* begin Provided records *
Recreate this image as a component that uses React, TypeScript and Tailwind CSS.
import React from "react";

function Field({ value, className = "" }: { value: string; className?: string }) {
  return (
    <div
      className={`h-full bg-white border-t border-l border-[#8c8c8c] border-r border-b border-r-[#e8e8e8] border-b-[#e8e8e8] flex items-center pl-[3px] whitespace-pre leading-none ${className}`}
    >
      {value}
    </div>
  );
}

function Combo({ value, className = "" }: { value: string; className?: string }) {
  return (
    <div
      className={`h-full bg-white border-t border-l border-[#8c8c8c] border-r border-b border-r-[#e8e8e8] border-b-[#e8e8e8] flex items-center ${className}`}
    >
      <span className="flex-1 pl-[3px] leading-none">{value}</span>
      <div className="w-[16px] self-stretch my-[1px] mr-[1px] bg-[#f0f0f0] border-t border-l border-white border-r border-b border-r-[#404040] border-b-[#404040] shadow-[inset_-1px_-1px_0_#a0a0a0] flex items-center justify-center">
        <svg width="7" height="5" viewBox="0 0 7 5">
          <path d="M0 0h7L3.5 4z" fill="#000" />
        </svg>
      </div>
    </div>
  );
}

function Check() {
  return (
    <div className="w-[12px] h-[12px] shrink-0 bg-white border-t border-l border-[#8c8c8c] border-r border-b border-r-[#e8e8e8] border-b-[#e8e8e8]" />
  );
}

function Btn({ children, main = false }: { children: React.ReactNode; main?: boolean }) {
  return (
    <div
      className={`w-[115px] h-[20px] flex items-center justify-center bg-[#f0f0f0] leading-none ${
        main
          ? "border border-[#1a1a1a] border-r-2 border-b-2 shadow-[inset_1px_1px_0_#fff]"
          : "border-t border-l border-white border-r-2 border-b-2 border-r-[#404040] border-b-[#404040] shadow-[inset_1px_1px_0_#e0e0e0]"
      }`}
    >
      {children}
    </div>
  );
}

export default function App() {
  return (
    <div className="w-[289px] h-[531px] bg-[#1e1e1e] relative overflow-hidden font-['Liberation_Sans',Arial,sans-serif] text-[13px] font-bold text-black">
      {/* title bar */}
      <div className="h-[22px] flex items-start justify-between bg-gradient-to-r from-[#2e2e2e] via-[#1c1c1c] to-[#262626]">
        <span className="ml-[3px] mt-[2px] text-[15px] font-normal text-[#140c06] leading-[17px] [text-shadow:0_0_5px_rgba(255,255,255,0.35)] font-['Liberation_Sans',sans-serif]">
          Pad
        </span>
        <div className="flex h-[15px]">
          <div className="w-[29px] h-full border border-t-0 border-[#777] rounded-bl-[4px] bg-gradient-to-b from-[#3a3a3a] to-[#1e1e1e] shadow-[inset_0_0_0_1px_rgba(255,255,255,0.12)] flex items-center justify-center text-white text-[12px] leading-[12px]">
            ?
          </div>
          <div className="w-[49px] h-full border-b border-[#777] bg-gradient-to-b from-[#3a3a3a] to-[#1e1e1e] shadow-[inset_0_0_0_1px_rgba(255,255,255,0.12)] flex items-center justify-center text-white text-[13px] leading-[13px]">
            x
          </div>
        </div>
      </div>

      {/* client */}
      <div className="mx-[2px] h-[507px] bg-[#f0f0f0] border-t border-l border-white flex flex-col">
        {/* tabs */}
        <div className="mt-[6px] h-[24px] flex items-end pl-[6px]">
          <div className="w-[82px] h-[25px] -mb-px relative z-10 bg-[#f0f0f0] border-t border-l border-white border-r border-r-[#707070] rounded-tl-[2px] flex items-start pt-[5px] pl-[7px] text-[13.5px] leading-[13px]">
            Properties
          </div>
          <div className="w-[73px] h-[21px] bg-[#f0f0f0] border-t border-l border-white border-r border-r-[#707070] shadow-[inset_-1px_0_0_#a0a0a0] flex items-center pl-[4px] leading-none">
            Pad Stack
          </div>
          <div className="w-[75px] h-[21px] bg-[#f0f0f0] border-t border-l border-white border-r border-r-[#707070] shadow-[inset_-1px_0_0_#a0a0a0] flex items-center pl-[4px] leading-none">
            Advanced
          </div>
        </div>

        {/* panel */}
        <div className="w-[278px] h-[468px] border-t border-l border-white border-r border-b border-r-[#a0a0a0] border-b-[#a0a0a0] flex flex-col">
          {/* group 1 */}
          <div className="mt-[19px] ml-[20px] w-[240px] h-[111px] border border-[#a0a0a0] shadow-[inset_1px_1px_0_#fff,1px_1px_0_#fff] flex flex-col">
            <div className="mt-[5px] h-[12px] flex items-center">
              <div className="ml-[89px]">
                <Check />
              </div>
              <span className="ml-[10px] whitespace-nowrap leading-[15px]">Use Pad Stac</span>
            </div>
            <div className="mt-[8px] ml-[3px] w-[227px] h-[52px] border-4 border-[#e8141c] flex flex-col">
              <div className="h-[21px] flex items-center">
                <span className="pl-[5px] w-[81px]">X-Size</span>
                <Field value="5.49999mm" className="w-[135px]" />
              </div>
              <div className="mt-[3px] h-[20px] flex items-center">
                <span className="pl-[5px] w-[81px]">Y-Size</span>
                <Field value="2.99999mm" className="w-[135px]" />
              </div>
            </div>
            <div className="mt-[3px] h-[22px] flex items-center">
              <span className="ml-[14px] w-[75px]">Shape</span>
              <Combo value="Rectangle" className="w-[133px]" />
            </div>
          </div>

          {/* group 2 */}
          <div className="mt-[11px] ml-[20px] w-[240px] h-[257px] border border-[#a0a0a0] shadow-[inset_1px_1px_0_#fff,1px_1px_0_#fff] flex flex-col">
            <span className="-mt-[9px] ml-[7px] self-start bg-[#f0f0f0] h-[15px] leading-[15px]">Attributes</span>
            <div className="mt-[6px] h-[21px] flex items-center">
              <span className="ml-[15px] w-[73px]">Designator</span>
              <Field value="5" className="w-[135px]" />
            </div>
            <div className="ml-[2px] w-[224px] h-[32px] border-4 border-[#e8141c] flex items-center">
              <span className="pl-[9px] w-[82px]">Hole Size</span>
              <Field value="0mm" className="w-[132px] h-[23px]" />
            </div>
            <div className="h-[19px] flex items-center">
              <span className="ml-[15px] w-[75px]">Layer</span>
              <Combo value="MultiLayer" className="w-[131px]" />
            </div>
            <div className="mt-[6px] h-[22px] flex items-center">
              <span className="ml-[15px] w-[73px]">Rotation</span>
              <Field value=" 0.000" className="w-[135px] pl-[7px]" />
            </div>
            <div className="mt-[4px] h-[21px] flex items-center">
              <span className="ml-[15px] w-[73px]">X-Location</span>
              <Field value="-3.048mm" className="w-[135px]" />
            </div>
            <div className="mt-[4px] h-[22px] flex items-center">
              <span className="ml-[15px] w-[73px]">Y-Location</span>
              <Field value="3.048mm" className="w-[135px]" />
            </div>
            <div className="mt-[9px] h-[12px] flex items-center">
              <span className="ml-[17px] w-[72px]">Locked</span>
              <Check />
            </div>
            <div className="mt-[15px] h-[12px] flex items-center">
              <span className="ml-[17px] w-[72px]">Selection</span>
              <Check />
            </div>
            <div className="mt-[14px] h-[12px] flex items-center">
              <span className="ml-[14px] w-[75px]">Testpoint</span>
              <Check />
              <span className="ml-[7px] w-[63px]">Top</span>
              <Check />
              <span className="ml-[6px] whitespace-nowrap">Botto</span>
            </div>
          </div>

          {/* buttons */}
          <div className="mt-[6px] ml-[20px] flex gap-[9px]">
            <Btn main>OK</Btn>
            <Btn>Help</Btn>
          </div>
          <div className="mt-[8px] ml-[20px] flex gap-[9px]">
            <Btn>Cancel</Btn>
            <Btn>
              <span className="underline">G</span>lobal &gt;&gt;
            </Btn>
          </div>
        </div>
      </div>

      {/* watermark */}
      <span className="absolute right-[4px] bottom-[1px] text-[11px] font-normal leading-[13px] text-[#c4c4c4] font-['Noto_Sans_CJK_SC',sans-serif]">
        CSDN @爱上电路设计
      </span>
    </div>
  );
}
* end Provided records *
* begin Provided records *
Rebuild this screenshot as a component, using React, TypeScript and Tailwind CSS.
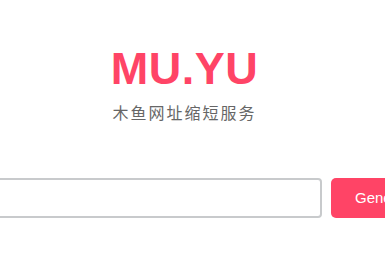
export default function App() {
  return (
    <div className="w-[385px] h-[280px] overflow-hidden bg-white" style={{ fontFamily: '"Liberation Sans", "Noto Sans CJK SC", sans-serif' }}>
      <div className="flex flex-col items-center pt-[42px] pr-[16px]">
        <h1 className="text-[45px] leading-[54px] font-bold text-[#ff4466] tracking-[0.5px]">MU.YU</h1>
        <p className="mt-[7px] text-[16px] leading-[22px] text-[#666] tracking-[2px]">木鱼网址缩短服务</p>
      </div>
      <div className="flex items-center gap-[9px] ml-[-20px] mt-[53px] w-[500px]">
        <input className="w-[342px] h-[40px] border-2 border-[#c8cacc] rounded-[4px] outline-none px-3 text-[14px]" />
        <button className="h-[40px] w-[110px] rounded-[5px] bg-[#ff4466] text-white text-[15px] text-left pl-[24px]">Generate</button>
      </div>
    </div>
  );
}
* end Provided records *
_The task:_ Retype exactly the lines above, from the one with "Recreate this image" through the one with "import React from", inclusive.

_Output:_
Recreate this image as a component that uses React, TypeScript and Tailwind CSS.
import React from "react";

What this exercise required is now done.